There were two other Indictments about a Gentlemans Servant that was killed in a Fray , which was found Special, and left to the determination of the Honorable Judges in point of Law .

A Marshals man going to arrest a Gentleman, was so rude(a thing too ordinary with many of those kind of people) as to strike all that stood in his way; and amongst the rest a Childe in a Gentlemans arms on the head: so that languishing of that blow about a month, it died , for which he was convicted of Manslaughter .

Two poor Country-fellows having made shift to mount each of themselves on a stolen Horse in the furthest part of Essex, riding up to London on them, one of the Owners pursuing, got before them, and leaving notice at Bow, they were there stopt , and confest the matter before the Justice, as they likewise did now in Court very ingenuously: And so were found guilty .

[Death.
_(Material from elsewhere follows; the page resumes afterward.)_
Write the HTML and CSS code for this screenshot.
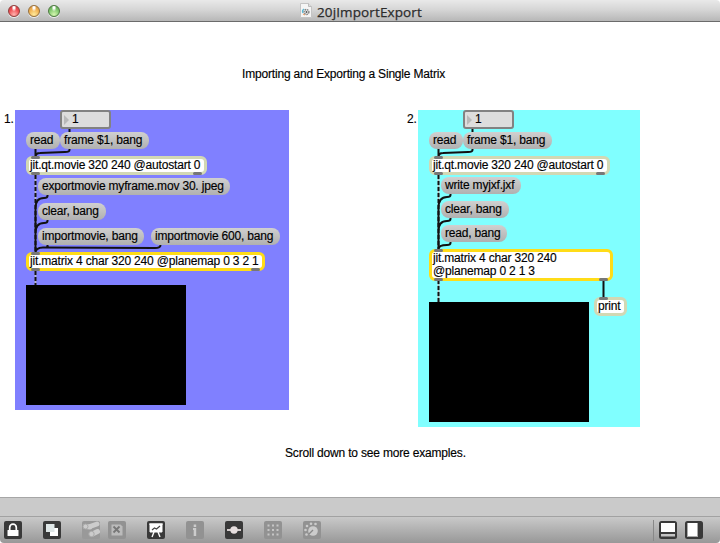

See summary.]

A Fellow coming into an Alehouse in Westminster with a woman he call'd Daughter, calling for Drink and Brandy, they made shift to get up stayrs, and take away Goods to the value of Twenty pounds . Then he pretends to fall asleep, whilst the woman goes away; and being awakened, nothing was found about him; so that on that Indictment he was clear'd : but on another Indictment for a Silver-cup delivered into his custody to drink with, which was likewise lost , he was convicted ; and received a Brand in the hand .

There were, in all, Seven persons burnt in the hand; and for being too favourable to one of them, contrary to the positive Order of the Court, the Executioner was committed to the Bail-dock.

Two women and one man were set aside for Transportation; Three order'd to be Whipt for Petty Larceny.

And as for those that received Sentence of death, there were Five in number: viz. Two Highway-men, Two Horse-stealers, and One for a Burglary, who was Burnt in the hand the last Sessions but one.